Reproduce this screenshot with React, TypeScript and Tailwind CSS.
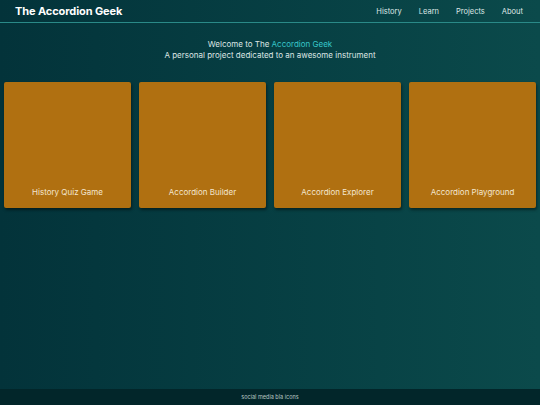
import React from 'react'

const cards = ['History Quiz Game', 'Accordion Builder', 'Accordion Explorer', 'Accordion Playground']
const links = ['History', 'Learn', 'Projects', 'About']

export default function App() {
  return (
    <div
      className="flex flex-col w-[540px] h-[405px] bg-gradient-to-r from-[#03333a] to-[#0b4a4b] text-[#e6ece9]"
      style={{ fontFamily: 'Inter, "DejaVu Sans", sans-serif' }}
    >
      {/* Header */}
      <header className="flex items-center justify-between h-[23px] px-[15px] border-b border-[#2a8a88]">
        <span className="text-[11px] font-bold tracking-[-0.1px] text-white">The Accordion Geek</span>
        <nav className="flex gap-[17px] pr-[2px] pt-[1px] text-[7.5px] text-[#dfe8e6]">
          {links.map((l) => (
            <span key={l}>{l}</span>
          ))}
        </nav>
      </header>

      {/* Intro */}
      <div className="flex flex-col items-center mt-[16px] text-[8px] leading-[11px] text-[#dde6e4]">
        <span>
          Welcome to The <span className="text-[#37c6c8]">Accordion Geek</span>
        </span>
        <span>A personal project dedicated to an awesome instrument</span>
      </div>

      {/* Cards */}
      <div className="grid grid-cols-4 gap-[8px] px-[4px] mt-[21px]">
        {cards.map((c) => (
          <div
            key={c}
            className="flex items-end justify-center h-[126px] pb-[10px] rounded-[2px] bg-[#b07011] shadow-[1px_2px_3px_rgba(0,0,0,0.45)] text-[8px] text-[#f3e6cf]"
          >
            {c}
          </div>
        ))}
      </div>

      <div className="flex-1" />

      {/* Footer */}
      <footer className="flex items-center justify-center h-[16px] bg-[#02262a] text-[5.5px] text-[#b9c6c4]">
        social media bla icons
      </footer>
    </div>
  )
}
☆ ☆ ☆ ☆ ☆
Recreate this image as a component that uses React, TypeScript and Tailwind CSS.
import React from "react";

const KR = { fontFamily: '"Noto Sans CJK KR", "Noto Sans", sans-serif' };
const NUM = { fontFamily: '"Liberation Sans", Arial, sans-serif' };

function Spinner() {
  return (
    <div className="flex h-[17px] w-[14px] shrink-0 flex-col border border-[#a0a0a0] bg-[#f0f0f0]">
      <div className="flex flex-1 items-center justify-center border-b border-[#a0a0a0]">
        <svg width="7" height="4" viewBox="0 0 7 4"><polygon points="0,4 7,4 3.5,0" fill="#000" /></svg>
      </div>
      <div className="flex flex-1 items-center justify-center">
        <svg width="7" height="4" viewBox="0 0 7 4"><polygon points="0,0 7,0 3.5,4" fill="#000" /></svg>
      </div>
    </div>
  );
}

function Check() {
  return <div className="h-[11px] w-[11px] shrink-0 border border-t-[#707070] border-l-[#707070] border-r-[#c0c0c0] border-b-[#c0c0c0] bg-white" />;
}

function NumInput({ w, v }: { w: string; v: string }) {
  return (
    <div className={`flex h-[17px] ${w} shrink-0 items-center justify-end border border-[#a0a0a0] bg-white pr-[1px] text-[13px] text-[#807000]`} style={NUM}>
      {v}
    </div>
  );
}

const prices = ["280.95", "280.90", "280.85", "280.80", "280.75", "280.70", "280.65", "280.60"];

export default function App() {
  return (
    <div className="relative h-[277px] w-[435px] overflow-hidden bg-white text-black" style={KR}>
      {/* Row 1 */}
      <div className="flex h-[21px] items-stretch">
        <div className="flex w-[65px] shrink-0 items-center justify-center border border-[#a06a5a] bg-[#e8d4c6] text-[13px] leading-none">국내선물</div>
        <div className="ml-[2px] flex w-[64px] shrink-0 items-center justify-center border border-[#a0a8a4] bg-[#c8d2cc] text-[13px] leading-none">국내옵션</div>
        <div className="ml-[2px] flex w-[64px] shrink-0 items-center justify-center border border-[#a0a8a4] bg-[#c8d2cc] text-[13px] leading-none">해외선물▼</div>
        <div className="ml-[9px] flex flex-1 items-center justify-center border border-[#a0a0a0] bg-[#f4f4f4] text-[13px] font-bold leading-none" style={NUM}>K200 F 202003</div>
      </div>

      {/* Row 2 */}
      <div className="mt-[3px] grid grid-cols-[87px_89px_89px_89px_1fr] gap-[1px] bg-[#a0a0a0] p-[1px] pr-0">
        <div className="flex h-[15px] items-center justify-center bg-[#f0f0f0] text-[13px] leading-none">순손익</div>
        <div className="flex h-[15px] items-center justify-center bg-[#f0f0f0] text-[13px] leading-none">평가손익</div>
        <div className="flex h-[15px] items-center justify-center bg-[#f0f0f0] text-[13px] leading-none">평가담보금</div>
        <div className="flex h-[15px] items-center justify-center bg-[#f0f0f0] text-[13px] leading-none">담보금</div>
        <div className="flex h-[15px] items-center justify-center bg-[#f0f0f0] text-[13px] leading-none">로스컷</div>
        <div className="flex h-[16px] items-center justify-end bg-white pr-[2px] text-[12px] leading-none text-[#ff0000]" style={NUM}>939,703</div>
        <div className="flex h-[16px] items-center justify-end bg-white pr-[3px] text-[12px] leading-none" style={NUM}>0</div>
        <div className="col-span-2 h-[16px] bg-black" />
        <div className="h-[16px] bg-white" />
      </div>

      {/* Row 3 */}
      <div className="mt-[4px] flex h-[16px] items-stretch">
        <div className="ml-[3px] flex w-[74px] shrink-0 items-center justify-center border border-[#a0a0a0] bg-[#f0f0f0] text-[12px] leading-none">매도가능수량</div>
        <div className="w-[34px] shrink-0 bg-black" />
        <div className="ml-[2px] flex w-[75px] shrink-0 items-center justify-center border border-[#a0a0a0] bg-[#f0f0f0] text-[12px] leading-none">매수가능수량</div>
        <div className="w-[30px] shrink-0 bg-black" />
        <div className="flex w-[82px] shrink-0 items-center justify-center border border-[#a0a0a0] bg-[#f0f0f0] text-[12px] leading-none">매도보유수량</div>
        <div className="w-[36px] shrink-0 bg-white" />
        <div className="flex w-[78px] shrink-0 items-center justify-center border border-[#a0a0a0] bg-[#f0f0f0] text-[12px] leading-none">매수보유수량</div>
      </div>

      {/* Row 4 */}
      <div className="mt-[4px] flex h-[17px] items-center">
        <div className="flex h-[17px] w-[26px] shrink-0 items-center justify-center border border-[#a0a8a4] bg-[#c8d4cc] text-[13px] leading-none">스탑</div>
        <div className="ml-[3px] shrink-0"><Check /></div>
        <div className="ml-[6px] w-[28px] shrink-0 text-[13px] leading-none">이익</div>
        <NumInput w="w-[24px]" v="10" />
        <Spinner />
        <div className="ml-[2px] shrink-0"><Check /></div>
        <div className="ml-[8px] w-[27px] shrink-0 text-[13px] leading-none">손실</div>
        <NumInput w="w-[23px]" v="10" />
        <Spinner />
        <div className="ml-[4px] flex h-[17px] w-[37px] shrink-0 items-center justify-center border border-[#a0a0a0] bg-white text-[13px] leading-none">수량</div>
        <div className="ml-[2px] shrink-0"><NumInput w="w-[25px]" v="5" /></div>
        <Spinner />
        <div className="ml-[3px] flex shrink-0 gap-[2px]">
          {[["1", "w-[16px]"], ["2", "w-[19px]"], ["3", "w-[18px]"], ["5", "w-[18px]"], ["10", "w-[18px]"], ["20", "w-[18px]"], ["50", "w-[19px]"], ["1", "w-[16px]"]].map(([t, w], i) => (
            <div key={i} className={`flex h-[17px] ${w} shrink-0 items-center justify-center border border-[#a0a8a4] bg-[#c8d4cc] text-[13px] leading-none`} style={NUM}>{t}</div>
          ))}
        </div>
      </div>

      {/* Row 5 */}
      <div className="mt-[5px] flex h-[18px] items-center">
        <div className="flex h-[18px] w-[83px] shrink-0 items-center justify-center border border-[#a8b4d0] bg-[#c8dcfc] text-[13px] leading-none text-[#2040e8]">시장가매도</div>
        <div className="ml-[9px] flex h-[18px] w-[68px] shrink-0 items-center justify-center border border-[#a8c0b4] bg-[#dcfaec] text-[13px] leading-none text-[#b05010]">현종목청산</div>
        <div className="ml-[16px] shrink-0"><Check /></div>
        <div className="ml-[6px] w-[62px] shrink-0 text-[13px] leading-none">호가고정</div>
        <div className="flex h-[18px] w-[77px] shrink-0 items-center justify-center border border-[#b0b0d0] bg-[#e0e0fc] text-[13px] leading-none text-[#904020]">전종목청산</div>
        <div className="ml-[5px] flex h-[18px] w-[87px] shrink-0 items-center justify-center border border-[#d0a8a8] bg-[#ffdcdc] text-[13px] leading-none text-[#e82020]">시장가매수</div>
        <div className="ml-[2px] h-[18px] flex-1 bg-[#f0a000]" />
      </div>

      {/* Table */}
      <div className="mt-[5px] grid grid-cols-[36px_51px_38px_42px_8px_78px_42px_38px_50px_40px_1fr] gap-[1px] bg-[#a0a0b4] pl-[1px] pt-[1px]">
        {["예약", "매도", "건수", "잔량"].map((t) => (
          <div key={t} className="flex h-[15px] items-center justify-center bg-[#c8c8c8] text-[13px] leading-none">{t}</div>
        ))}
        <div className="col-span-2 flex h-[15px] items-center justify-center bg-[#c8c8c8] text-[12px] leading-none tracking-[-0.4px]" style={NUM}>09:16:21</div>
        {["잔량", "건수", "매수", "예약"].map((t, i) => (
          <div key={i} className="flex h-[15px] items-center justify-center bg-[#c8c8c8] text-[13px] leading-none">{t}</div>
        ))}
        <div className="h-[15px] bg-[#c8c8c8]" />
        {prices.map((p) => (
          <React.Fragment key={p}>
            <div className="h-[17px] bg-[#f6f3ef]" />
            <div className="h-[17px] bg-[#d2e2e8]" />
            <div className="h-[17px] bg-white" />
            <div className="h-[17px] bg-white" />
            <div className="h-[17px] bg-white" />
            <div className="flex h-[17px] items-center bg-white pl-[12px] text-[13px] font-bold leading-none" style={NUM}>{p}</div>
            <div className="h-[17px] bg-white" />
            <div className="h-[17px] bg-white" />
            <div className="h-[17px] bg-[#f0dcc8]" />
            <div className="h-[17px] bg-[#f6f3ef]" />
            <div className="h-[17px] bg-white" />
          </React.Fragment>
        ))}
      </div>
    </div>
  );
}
☆ ☆ ☆ ☆ ☆
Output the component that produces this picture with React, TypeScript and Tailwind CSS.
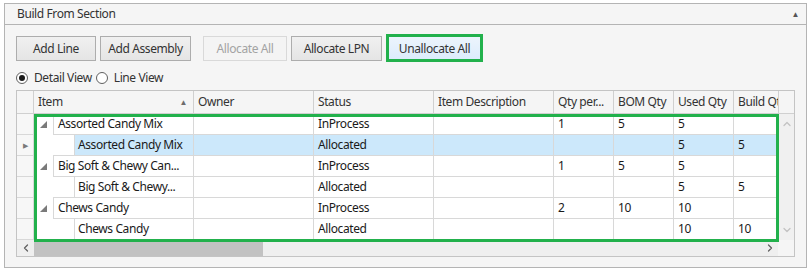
☆ ☆ ☆ ☆ ☆
=== Task to complete ===
Do not copy any pictures. Retype exactly the stretch from the line with "Reproduce this screenshot" through the line with "const links = ['History', 'Learn', 'Projects', 'About']".

=== Output below ===
Reproduce this screenshot with React, TypeScript and Tailwind CSS.
import React from 'react'

const cards = ['History Quiz Game', 'Accordion Builder', 'Accordion Explorer', 'Accordion Playground']
const links = ['History', 'Learn', 'Projects', 'About']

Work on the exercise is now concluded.